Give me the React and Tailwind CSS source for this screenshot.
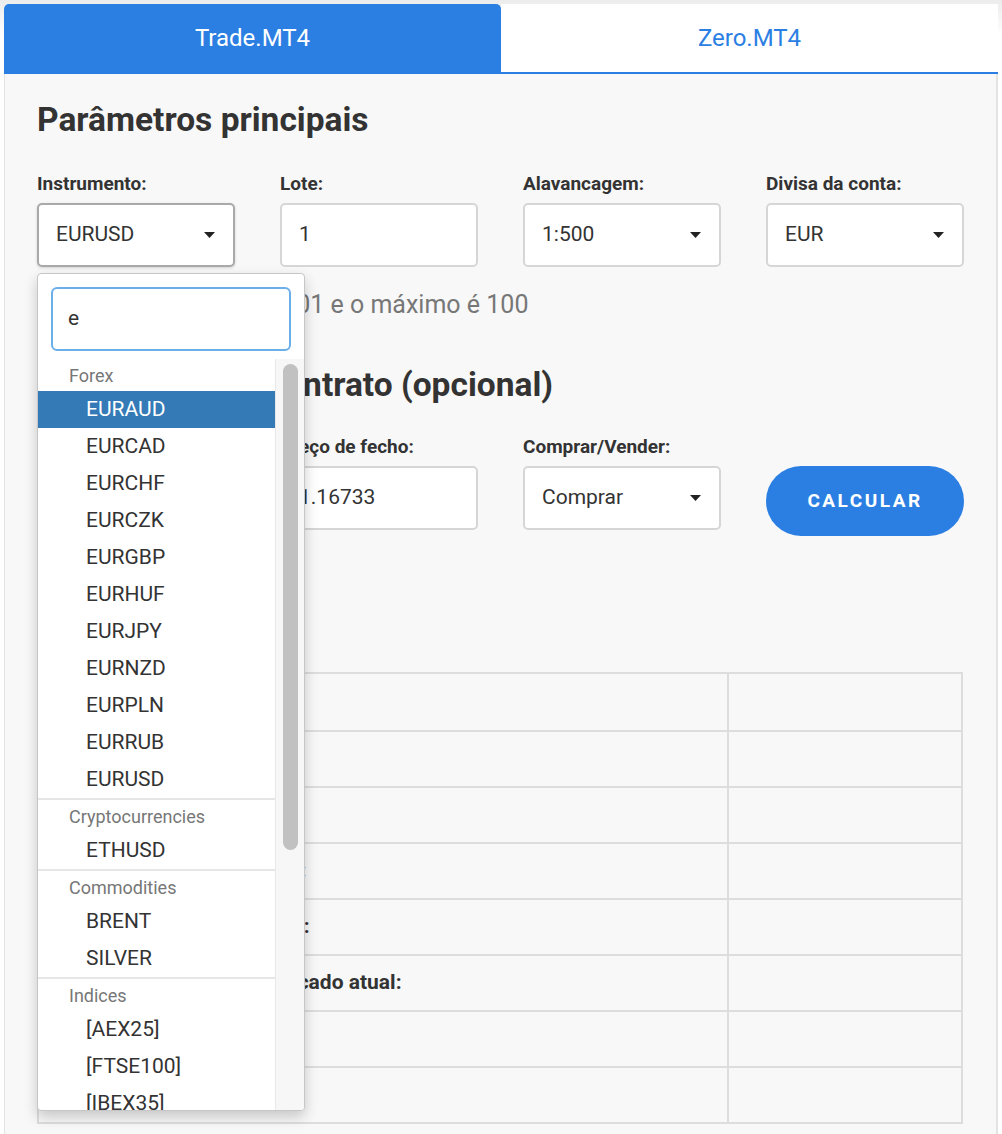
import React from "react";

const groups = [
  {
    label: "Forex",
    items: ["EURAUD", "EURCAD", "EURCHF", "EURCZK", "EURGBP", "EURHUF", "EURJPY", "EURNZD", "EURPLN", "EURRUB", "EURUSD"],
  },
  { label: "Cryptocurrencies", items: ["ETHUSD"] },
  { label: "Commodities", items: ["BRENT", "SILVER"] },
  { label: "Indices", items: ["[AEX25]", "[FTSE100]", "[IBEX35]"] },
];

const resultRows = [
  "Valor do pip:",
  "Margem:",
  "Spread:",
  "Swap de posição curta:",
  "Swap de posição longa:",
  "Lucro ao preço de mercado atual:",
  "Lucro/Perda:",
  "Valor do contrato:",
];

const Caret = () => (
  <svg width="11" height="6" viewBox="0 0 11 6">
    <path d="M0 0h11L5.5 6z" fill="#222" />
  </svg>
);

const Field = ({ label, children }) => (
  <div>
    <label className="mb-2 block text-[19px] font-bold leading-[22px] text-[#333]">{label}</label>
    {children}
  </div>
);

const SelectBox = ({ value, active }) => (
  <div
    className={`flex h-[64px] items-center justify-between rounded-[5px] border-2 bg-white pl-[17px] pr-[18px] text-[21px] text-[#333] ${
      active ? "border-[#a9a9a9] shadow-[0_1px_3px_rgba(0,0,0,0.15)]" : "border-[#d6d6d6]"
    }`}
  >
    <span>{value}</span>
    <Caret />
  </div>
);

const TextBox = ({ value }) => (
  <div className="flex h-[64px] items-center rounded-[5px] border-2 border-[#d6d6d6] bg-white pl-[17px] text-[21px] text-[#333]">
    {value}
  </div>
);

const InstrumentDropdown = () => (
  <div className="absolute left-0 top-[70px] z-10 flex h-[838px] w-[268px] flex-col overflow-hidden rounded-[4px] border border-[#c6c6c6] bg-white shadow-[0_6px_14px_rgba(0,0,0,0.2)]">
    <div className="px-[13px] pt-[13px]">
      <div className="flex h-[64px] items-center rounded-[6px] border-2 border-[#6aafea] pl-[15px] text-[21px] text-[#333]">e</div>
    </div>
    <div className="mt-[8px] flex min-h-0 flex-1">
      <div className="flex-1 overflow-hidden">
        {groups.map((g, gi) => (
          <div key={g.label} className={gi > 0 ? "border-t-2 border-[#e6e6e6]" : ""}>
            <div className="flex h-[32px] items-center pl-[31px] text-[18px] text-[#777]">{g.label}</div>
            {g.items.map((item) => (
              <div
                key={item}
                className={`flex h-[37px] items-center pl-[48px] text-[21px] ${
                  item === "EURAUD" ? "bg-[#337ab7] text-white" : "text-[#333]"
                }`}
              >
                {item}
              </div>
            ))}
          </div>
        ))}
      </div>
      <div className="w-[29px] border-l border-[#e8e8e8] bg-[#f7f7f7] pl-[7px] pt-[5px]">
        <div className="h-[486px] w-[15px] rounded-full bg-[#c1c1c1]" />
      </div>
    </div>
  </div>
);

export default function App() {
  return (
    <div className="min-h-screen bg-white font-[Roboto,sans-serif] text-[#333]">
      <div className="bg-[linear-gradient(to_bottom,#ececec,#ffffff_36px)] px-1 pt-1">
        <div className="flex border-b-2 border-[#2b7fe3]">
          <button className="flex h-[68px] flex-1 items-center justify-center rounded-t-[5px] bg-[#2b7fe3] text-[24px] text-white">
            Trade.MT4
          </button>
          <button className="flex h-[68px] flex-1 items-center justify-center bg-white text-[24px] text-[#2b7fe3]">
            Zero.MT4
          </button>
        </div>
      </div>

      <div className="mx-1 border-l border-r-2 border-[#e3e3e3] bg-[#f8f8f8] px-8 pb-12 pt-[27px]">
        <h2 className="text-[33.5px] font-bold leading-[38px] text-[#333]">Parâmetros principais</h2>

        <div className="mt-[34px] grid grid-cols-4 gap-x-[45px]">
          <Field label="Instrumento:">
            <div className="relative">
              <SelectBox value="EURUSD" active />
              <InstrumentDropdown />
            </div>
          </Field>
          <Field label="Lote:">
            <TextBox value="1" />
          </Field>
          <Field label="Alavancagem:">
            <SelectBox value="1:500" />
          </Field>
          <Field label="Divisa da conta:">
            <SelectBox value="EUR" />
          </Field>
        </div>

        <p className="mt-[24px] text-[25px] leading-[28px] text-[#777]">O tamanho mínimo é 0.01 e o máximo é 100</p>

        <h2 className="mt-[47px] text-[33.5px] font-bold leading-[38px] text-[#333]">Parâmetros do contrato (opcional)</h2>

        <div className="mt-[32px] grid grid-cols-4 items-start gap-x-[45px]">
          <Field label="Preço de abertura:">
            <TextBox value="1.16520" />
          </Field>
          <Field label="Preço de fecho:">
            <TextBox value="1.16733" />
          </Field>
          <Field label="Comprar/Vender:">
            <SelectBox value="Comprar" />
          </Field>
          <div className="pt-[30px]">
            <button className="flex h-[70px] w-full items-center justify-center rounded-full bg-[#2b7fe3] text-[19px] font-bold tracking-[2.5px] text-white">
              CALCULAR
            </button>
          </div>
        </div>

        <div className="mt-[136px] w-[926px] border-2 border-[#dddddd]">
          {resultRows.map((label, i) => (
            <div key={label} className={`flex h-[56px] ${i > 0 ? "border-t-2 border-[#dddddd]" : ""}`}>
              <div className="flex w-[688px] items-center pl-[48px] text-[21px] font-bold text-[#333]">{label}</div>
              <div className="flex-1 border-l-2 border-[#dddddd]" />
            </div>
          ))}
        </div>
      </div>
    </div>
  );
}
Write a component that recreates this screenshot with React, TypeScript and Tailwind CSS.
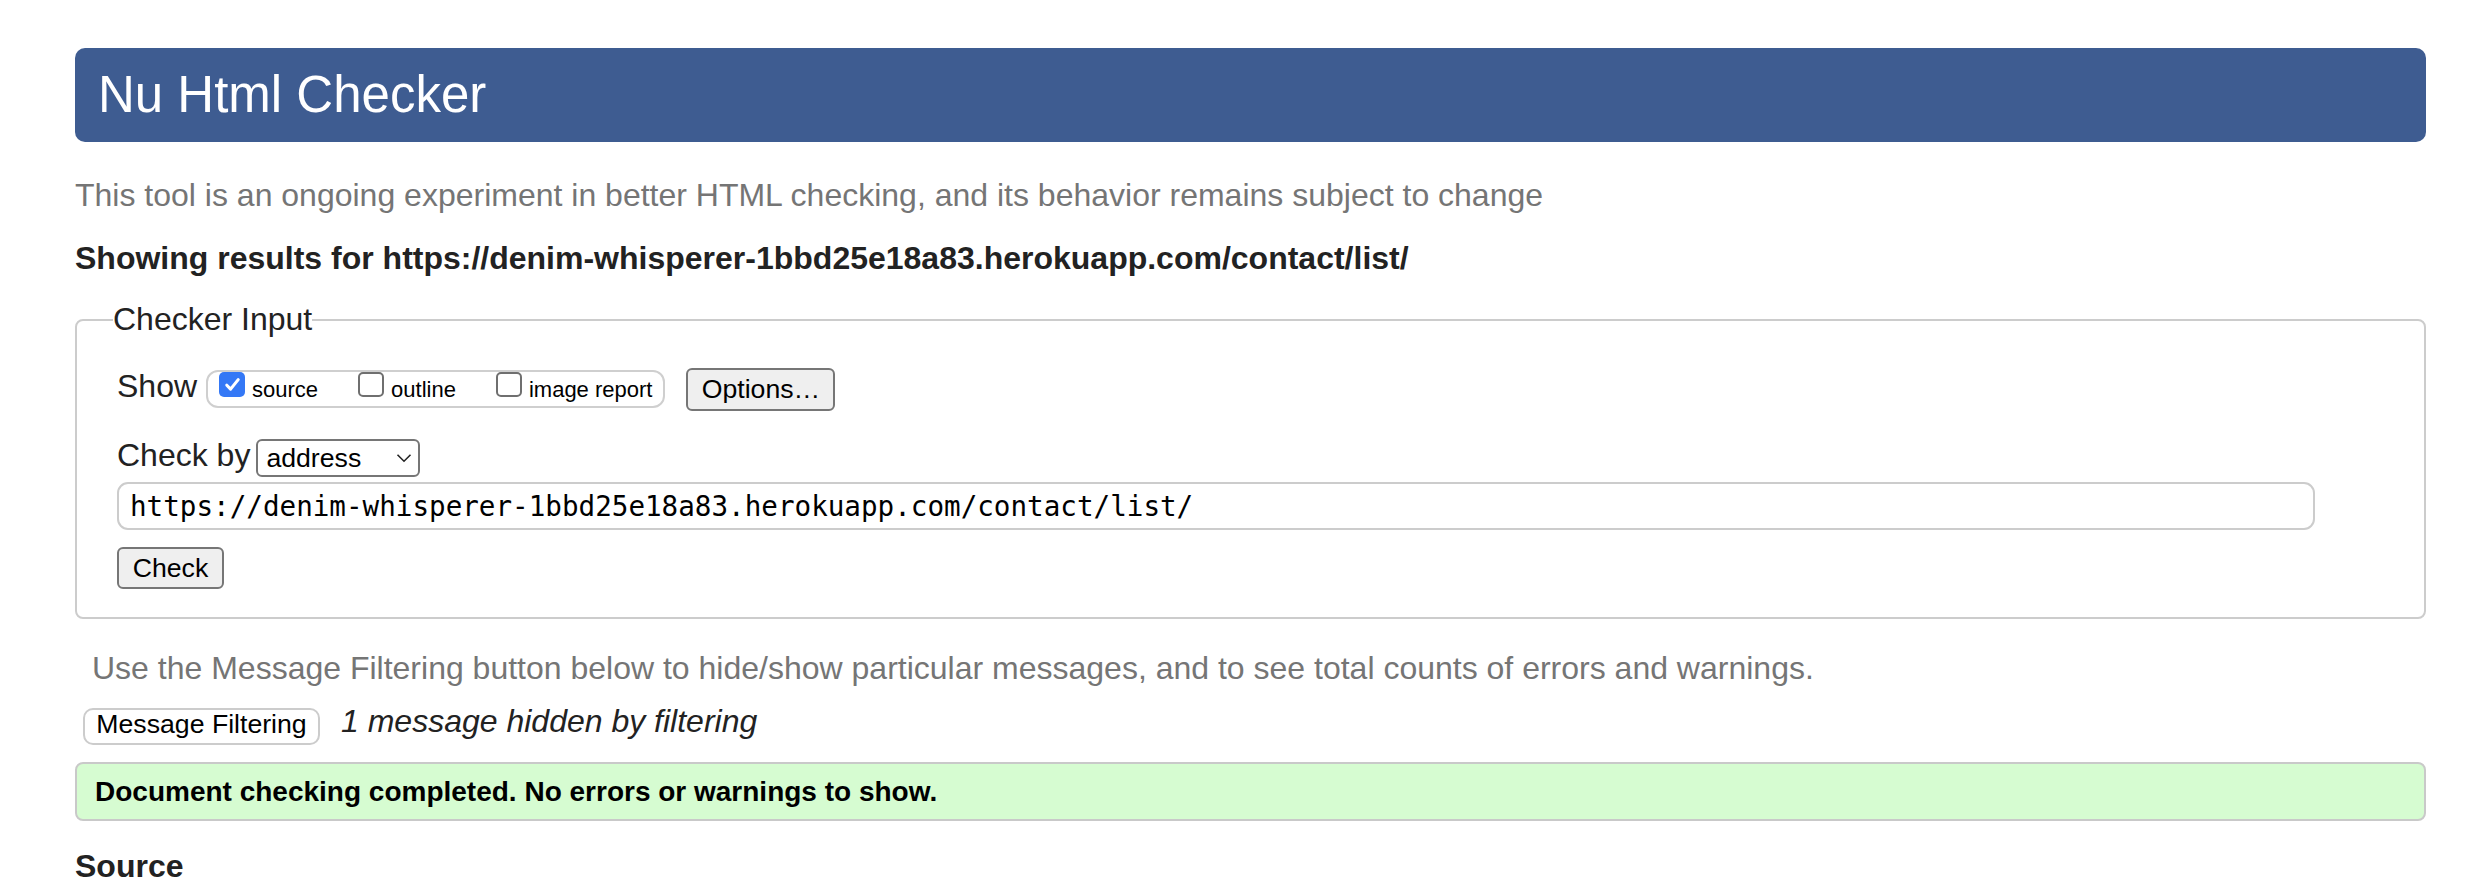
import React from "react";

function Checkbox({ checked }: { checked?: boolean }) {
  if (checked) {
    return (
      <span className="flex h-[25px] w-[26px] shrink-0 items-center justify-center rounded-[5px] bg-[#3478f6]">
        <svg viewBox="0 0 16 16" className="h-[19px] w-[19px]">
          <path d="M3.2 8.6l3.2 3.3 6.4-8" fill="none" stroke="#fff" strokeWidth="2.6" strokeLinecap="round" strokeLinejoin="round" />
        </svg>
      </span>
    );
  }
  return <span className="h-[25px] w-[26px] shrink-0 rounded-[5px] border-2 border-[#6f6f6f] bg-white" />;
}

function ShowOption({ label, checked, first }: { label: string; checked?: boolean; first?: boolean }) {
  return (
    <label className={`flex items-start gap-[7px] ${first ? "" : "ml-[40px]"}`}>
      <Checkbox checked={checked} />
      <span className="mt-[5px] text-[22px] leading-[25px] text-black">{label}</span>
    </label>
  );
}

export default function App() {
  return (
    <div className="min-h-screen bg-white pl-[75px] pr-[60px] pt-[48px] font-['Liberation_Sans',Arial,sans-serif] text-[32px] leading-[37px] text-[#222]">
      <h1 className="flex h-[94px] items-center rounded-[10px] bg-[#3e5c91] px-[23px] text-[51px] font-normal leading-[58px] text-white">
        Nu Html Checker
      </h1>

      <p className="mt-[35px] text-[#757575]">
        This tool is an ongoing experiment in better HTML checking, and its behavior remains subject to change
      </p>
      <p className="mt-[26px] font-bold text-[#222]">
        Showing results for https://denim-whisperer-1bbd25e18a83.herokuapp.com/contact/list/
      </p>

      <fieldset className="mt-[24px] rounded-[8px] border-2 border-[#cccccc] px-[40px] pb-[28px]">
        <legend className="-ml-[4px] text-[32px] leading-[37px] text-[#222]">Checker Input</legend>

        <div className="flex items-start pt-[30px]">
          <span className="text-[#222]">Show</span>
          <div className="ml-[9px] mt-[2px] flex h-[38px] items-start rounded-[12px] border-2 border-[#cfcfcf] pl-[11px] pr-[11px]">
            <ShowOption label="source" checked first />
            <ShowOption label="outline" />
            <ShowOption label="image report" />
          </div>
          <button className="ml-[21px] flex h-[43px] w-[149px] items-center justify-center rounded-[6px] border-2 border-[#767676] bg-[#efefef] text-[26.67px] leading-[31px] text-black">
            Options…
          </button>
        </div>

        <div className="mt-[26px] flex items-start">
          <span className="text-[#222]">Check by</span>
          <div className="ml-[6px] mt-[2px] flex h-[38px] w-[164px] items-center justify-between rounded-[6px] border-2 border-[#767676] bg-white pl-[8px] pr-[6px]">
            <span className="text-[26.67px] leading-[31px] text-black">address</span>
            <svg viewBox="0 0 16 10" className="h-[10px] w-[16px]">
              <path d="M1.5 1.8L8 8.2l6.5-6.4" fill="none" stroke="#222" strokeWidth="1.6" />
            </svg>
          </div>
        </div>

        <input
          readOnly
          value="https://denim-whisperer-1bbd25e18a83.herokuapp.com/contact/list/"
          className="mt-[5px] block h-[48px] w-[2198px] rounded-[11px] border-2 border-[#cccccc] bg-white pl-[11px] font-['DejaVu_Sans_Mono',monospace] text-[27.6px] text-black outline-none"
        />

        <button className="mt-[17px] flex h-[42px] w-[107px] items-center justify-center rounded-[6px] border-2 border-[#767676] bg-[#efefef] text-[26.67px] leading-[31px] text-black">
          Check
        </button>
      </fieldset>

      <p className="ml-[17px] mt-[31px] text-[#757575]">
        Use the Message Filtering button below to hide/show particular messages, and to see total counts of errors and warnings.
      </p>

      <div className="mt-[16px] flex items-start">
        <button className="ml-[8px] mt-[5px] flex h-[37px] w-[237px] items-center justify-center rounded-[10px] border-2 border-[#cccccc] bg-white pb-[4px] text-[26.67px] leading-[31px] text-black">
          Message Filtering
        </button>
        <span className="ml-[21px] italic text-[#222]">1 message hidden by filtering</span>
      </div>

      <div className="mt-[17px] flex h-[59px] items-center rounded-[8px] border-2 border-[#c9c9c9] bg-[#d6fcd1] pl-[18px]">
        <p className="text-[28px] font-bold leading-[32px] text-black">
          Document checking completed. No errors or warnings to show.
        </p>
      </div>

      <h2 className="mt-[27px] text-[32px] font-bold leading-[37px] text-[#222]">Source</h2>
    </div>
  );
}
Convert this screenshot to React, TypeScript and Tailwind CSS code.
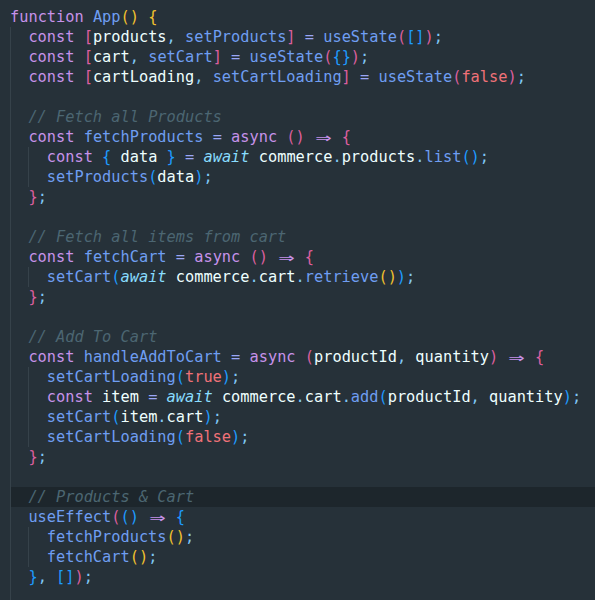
········
• **What is being asked**
In the listing above, how many lines hold the word "React"? Give the number and nothing more.

• **Written answer**
5